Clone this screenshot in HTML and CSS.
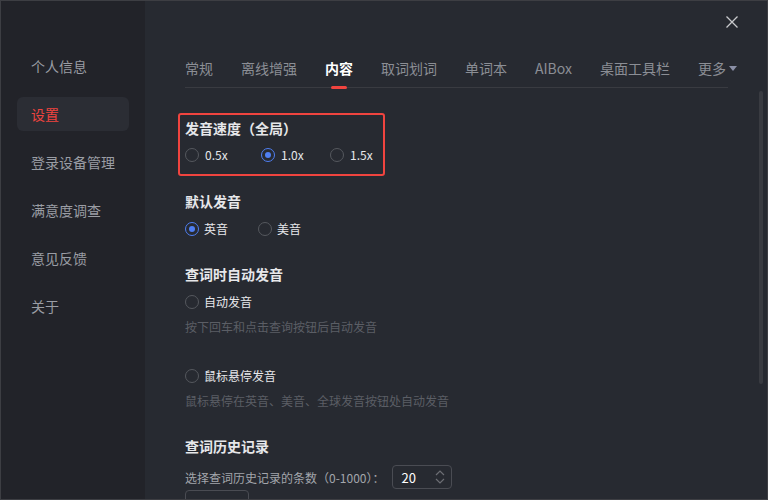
FILE: index.html
```html
<!DOCTYPE html>
<html lang="zh-CN">
<head>
    <meta charset="UTF-8">
    <title>设置</title>
    <link rel="stylesheet" href="styles.css">
</head>
<body>
    <div class="window">
        <!-- Left menu -->
        <div class="sidebar">
            <div class="side-item">个人信息</div>
            <div class="side-item active">设置</div>
            <div class="side-item">登录设备管理</div>
            <div class="side-item">满意度调查</div>
            <div class="side-item">意见反馈</div>
            <div class="side-item">关于</div>
        </div>

        <div class="main">
            <div class="top-bar">
                <svg class="close-btn" width="14" height="14" viewBox="0 0 14 14">
                    <path d="M1.5 1.5 L12.5 12.5 M12.5 1.5 L1.5 12.5" stroke="#c9cacd" stroke-width="1.3" fill="none"/>
                </svg>
            </div>

            <div class="tabs">
                <div class="tab">常规</div>
                <div class="tab">离线增强</div>
                <div class="tab active">内容</div>
                <div class="tab">取词划词</div>
                <div class="tab">单词本</div>
                <div class="tab">AIBox</div>
                <div class="tab">桌面工具栏</div>
                <div class="tab more">更多 <span class="caret"></span></div>
            </div>

            <div class="content">
                <div class="group highlight">
                    <div class="group-title">发音速度（全局）</div>
                    <div class="radio-row speed">
                        <label class="radio w76"><span class="dot"></span>0.5x</label>
                        <label class="radio w69 checked"><span class="dot"></span>1.0x</label>
                        <label class="radio"><span class="dot"></span>1.5x</label>
                    </div>
                </div>

                <div class="group first">
                    <div class="group-title">默认发音</div>
                    <div class="radio-row">
                        <label class="radio checked"><span class="dot"></span>英音</label>
                        <label class="radio"><span class="dot"></span>美音</label>
                    </div>
                </div>

                <div class="group">
                    <div class="group-title">查词时自动发音</div>
                    <div class="radio-row">
                        <label class="radio"><span class="dot"></span>自动发音</label>
                    </div>
                    <div class="desc">按下回车和点击查询按钮后自动发音</div>
                    <div class="radio-row spaced">
                        <label class="radio"><span class="dot"></span>鼠标悬停发音</label>
                    </div>
                    <div class="desc">鼠标悬停在英音、美音、全球发音按钮处自动发音</div>
                </div>

                <div class="group">
                    <div class="group-title">查词历史记录</div>
                    <div class="history-row">
                        <span class="history-label">选择查词历史记录的条数（0-1000）：</span>
                        <div class="spinbox">
                            <span>20</span>
                            <svg width="10" height="14" viewBox="0 0 10 14">
                                <path d="M1 5 L5 1 L9 5 M1 9 L5 13 L9 9" stroke="#6c6e74" stroke-width="1.2" fill="none"/>
                            </svg>
                        </div>
                    </div>
                    <div class="clear-btn"></div>
                </div>
            </div>

            <div class="scrollbar"></div>
        </div>
    </div>
</body>
</html>
```

FILE: styles.css
```css
:root {
    --side-bg: #222329;
    --main-bg: #272a31;
    --frame: #3d3e43;
    --line: #393b41;
    --red: #f0443f;
    --blue: #4f7ff2;
    --text: #e6e7ea;
    --muted: #9a9da4;
    --dim: #5b5e65;
}

* {
    box-sizing: border-box;
    margin: 0;
    padding: 0;
}

body {
    font-family: "Noto Sans CJK SC", "Noto Sans", sans-serif;
    background: var(--main-bg);
}

.window {
    width: 768px;
    height: 500px;
    border: 1px solid var(--frame);
    display: flex;
    overflow: hidden;
}

.sidebar {
    flex: none;
    width: 144px;
    background: var(--side-bg);
    padding: 48px 0 0 16px;
    display: flex;
    flex-direction: column;
    gap: 14px;
}

.side-item {
    width: 112px;
    height: 34px;
    line-height: 34px;
    padding-left: 14px;
    font-size: 14px;
    color: var(--muted);
    border-radius: 6px;
}

.side-item.active {
    background: #2b2d34;
    color: var(--red);
}

.main {
    flex: 1;
    min-width: 0;
    position: relative;
    padding: 0 39px 0 40px;
}

.top-bar {
    height: 42px;
    display: flex;
    justify-content: flex-end;
    align-items: center;
    margin-right: -11px;
}

.tabs {
    display: flex;
    gap: 28px;
    margin-top: 15px;
    padding-bottom: 9px;
    border-bottom: 1px solid var(--line);
}

.tab {
    position: relative;
    font-size: 14px;
    line-height: 20px;
    color: #8b8e95;
    white-space: nowrap;
}

.tab.active {
    color: #fff;
    font-weight: bold;
}

.tab.active::after {
    content: "";
    position: absolute;
    left: 6px;
    right: 6px;
    bottom: -11px;
    height: 3px;
    border-radius: 2px;
    background: var(--red);
}

.tab.more {
    display: flex;
    align-items: center;
    gap: 3px;
}

.caret {
    width: 0;
    height: 0;
    border-left: 4px solid transparent;
    border-right: 4px solid transparent;
    border-top: 5px solid #8a8fa6;
}

.content {
    padding-top: 25px;
}

.group {
    margin-top: 25px;
}

.group.first {
    margin-top: 15px;
}

.group.highlight {
    margin: 0 0 0 -7px;
    width: 207px;
    border: 2px solid var(--red);
    border-radius: 3px;
    padding: 3px 0 9px 5px;
}

.group-title {
    font-size: 14px;
    line-height: 20px;
    font-weight: bold;
    color: var(--text);
}

.radio-row {
    display: flex;
    gap: 30px;
    margin-top: 8px;
}

.radio-row.speed {
    gap: 0;
    margin-top: 7px;
}

.radio-row.spaced {
    margin-top: 29px;
}

.radio {
    display: flex;
    align-items: center;
    gap: 5px;
    font-size: 12px;
    line-height: 20px;
    color: var(--text);
}

.speed .radio {
    flex: none;
    gap: 6px;
}

.speed .w76 {
    width: 76px;
}

.speed .w69 {
    width: 69px;
}

.dot {
    width: 14px;
    height: 14px;
    border: 1px solid #55585e;
    border-radius: 50%;
    display: flex;
    align-items: center;
    justify-content: center;
}

.radio.checked .dot {
    border-color: var(--blue);
}

.radio.checked .dot::after {
    content: "";
    width: 6px;
    height: 6px;
    border-radius: 50%;
    background: var(--blue);
}

.desc {
    margin-top: 5px;
    font-size: 12px;
    line-height: 20px;
    color: var(--dim);
}

.history-row {
    display: flex;
    align-items: center;
    gap: 8px;
    margin-top: 9px;
}

.history-label {
    font-size: 12px;
    color: #a3a6ac;
}

.spinbox {
    width: 60px;
    height: 24px;
    border: 1px solid #4a4c53;
    border-radius: 4px;
    display: flex;
    align-items: center;
    justify-content: space-between;
    padding: 0 6px 0 8px;
    font-size: 13px;
    color: #fff;
}

.clear-btn {
    width: 64px;
    height: 30px;
    margin-top: 1px;
    border: 1px solid #4a4c53;
    border-radius: 4px;
}

.scrollbar {
    position: absolute;
    right: 4px;
    top: 90px;
    width: 4px;
    height: 293px;
    border-radius: 2px;
    background: var(--line);
}
```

§ **Exercise directions**
Reproduce the data verbatim. Do not carry any picture into the copy.

§ **Task response**
Clone this screenshot in HTML and CSS.
FILE: index.html
```html
<!DOCTYPE html>
<html lang="zh-CN">
<head>
    <meta charset="UTF-8">
    <title>设置</title>
    <link rel="stylesheet" href="styles.css">
</head>
<body>
    <div class="window">
        <!-- Left menu -->
        <div class="sidebar">
            <div class="side-item">个人信息</div>
            <div class="side-item active">设置</div>
            <div class="side-item">登录设备管理</div>
            <div class="side-item">满意度调查</div>
            <div class="side-item">意见反馈</div>
            <div class="side-item">关于</div>
        </div>

        <div class="main">
            <div class="top-bar">
                <svg class="close-btn" width="14" height="14" viewBox="0 0 14 14">
                    <path d="M1.5 1.5 L12.5 12.5 M12.5 1.5 L1.5 12.5" stroke="#c9cacd" stroke-width="1.3" fill="none"/>
                </svg>
            </div>

            <div class="tabs">
                <div class="tab">常规</div>
                <div class="tab">离线增强</div>
                <div class="tab active">内容</div>
                <div class="tab">取词划词</div>
                <div class="tab">单词本</div>
                <div class="tab">AIBox</div>
                <div class="tab">桌面工具栏</div>
                <div class="tab more">更多 <span class="caret"></span></div>
            </div>

            <div class="content">
                <div class="group highlight">
                    <div class="group-title">发音速度（全局）</div>
                    <div class="radio-row speed">
                        <label class="radio w76"><span class="dot"></span>0.5x</label>
                        <label class="radio w69 checked"><span class="dot"></span>1.0x</label>
                        <label class="radio"><span class="dot"></span>1.5x</label>
                    </div>
                </div>

                <div class="group first">
                    <div class="group-title">默认发音</div>
                    <div class="radio-row">
                        <label class="radio checked"><span class="dot"></span>英音</label>
                        <label class="radio"><span class="dot"></span>美音</label>
                    </div>
                </div>

                <div class="group">
                    <div class="group-title">查词时自动发音</div>
                    <div class="radio-row">
                        <label class="radio"><span class="dot"></span>自动发音</label>
                    </div>
                    <div class="desc">按下回车和点击查询按钮后自动发音</div>
                    <div class="radio-row spaced">
                        <label class="radio"><span class="dot"></span>鼠标悬停发音</label>
                    </div>
                    <div class="desc">鼠标悬停在英音、美音、全球发音按钮处自动发音</div>
                </div>

                <div class="group">
                    <div class="group-title">查词历史记录</div>
                    <div class="history-row">
                        <span class="history-label">选择查词历史记录的条数（0-1000）：</span>
                        <div class="spinbox">
                            <span>20</span>
                            <svg width="10" height="14" viewBox="0 0 10 14">
                                <path d="M1 5 L5 1 L9 5 M1 9 L5 13 L9 9" stroke="#6c6e74" stroke-width="1.2" fill="none"/>
                            </svg>
                        </div>
                    </div>
                    <div class="clear-btn"></div>
                </div>
            </div>

            <div class="scrollbar"></div>
        </div>
    </div>
</body>
</html>
```

FILE: styles.css
```css
:root {
    --side-bg: #222329;
    --main-bg: #272a31;
    --frame: #3d3e43;
    --line: #393b41;
    --red: #f0443f;
    --blue: #4f7ff2;
    --text: #e6e7ea;
    --muted: #9a9da4;
    --dim: #5b5e65;
}

* {
    box-sizing: border-box;
    margin: 0;
    padding: 0;
}

body {
    font-family: "Noto Sans CJK SC", "Noto Sans", sans-serif;
    background: var(--main-bg);
}

.window {
    width: 768px;
    height: 500px;
    border: 1px solid var(--frame);
    display: flex;
    overflow: hidden;
}

.sidebar {
    flex: none;
    width: 144px;
    background: var(--side-bg);
    padding: 48px 0 0 16px;
    display: flex;
    flex-direction: column;
    gap: 14px;
}

.side-item {
    width: 112px;
    height: 34px;
    line-height: 34px;
    padding-left: 14px;
    font-size: 14px;
    color: var(--muted);
    border-radius: 6px;
}

.side-item.active {
    background: #2b2d34;
    color: var(--red);
}

.main {
    flex: 1;
    min-width: 0;
    position: relative;
    padding: 0 39px 0 40px;
}

.top-bar {
    height: 42px;
    display: flex;
    justify-content: flex-end;
    align-items: center;
    margin-right: -11px;
}

.tabs {
    display: flex;
    gap: 28px;
    margin-top: 15px;
    padding-bottom: 9px;
    border-bottom: 1px solid var(--line);
}

.tab {
    position: relative;
    font-size: 14px;
    line-height: 20px;
    color: #8b8e95;
    white-space: nowrap;
}

.tab.active {
    color: #fff;
    font-weight: bold;
}

.tab.active::after {
    content: "";
    position: absolute;
    left: 6px;
    right: 6px;
    bottom: -11px;
    height: 3px;
    border-radius: 2px;
    background: var(--red);
}

.tab.more {
    display: flex;
    align-items: center;
    gap: 3px;
}

.caret {
    width: 0;
    height: 0;
    border-left: 4px solid transparent;
    border-right: 4px solid transparent;
    border-top: 5px solid #8a8fa6;
}

.content {
    padding-top: 25px;
}

.group {
    margin-top: 25px;
}

.group.first {
    margin-top: 15px;
}

.group.highlight {
    margin: 0 0 0 -7px;
    width: 207px;
    border: 2px solid var(--red);
    border-radius: 3px;
    padding: 3px 0 9px 5px;
}

.group-title {
    font-size: 14px;
    line-height: 20px;
    font-weight: bold;
    color: var(--text);
}

.radio-row {
    display: flex;
    gap: 30px;
    margin-top: 8px;
}

.radio-row.speed {
    gap: 0;
    margin-top: 7px;
}

.radio-row.spaced {
    margin-top: 29px;
}

.radio {
    display: flex;
    align-items: center;
    gap: 5px;
    font-size: 12px;
    line-height: 20px;
    color: var(--text);
}

.speed .radio {
    flex: none;
    gap: 6px;
}

.speed .w76 {
    width: 76px;
}

.speed .w69 {
    width: 69px;
}

.dot {
    width: 14px;
    height: 14px;
    border: 1px solid #55585e;
    border-radius: 50%;
    display: flex;
    align-items: center;
    justify-content: center;
}

.radio.checked .dot {
    border-color: var(--blue);
}

.radio.checked .dot::after {
    content: "";
    width: 6px;
    height: 6px;
    border-radius: 50%;
    background: var(--blue);
}

.desc {
    margin-top: 5px;
    font-size: 12px;
    line-height: 20px;
    color: var(--dim);
}

.history-row {
    display: flex;
    align-items: center;
    gap: 8px;
    margin-top: 9px;
}

.history-label {
    font-size: 12px;
    color: #a3a6ac;
}

.spinbox {
    width: 60px;
    height: 24px;
    border: 1px solid #4a4c53;
    border-radius: 4px;
    display: flex;
    align-items: center;
    justify-content: space-between;
    padding: 0 6px 0 8px;
    font-size: 13px;
    color: #fff;
}

.clear-btn {
    width: 64px;
    height: 30px;
    margin-top: 1px;
    border: 1px solid #4a4c53;
    border-radius: 4px;
}

.scrollbar {
    position: absolute;
    right: 4px;
    top: 90px;
    width: 4px;
    height: 293px;
    border-radius: 2px;
    background: var(--line);
}
```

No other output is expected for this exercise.